The second quality is passion. Joanne Sewell was passionate about music. Her encounter with Gena opened up a new opportunity to act on that passion–inviting, encouraging, even cajoling singers to come and lift up their voices. When we claim our passions–for healing, for justice, for beauty, for music–we offer an invitation to the people around us to claim their passions and bring all that energy together, to make a joyful noise, to build a bridge to understanding, to feed our hungry neighbors. What is your passion? Can you claim it for the healing of our world?
The third quality is curiosity. Susan Onksen was curious about the world, curious about people whose lives were different from her own. So she went to Indonesia, choosing a work camp that would enable her to build relationships with people from all over the world. Her curiosity–along with her desire to make a difference–opened her to the sacred encounter that changed her life. What are you curious about? Who are the people in our town, in our world, whose lives are very different from yours? Can you step out of your familiar patterns and put yourself in a situation where you can meet them? Dare to trust that, when you do, you will open yourself to challenge and beauty and deep connection, to sacred encounters that may change your life.

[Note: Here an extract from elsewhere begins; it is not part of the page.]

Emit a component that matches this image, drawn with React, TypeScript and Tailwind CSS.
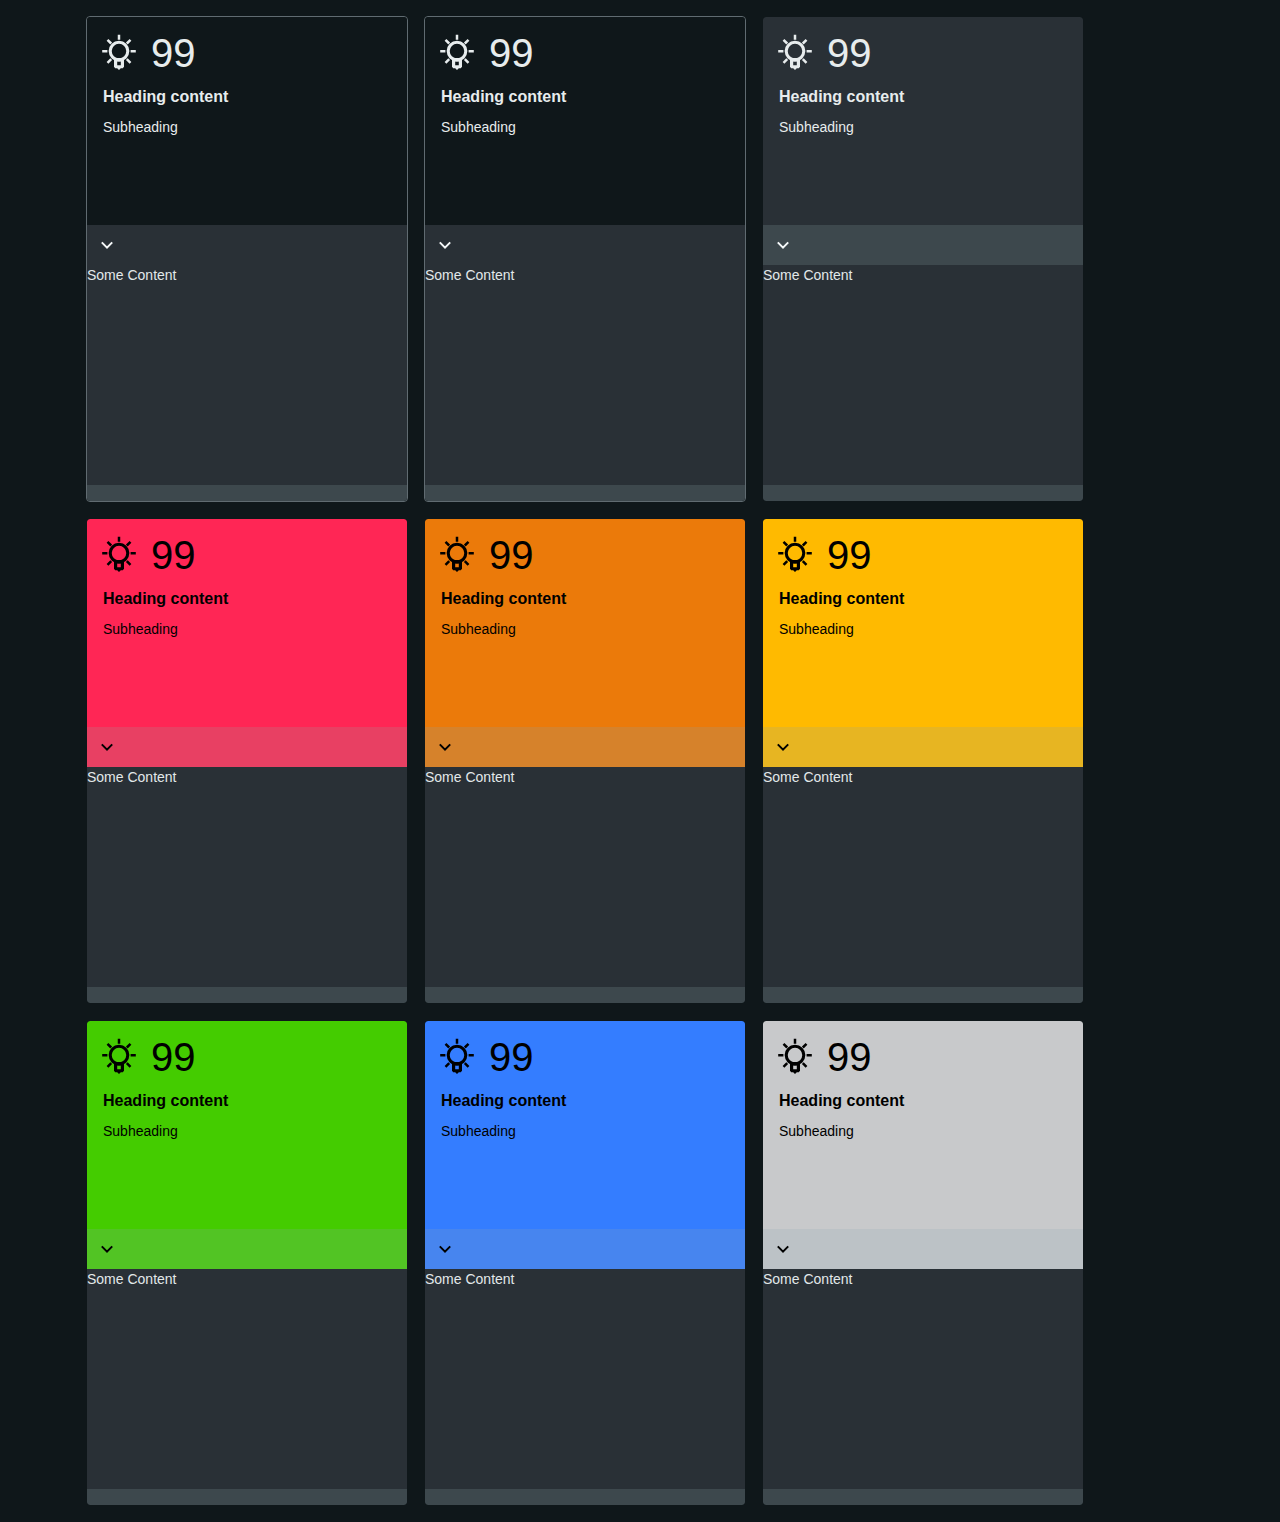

Let us follow in the footsteps of these faithful disciples from Edwards and Grace churches. May we be authentic–bringing our tears and our laughter, our worries, our yearnings and our dreams. May we be passionate–seizing opportunities and inspiring the people around us to use their gifts. May we be curious–going out of our way to meet people whose lives are different from our own, trusting they have gifts to offer us.
Let us be disciples of Jesus, open to unexpected encounters, open to sacred moments that will change our lives and our world. Amen.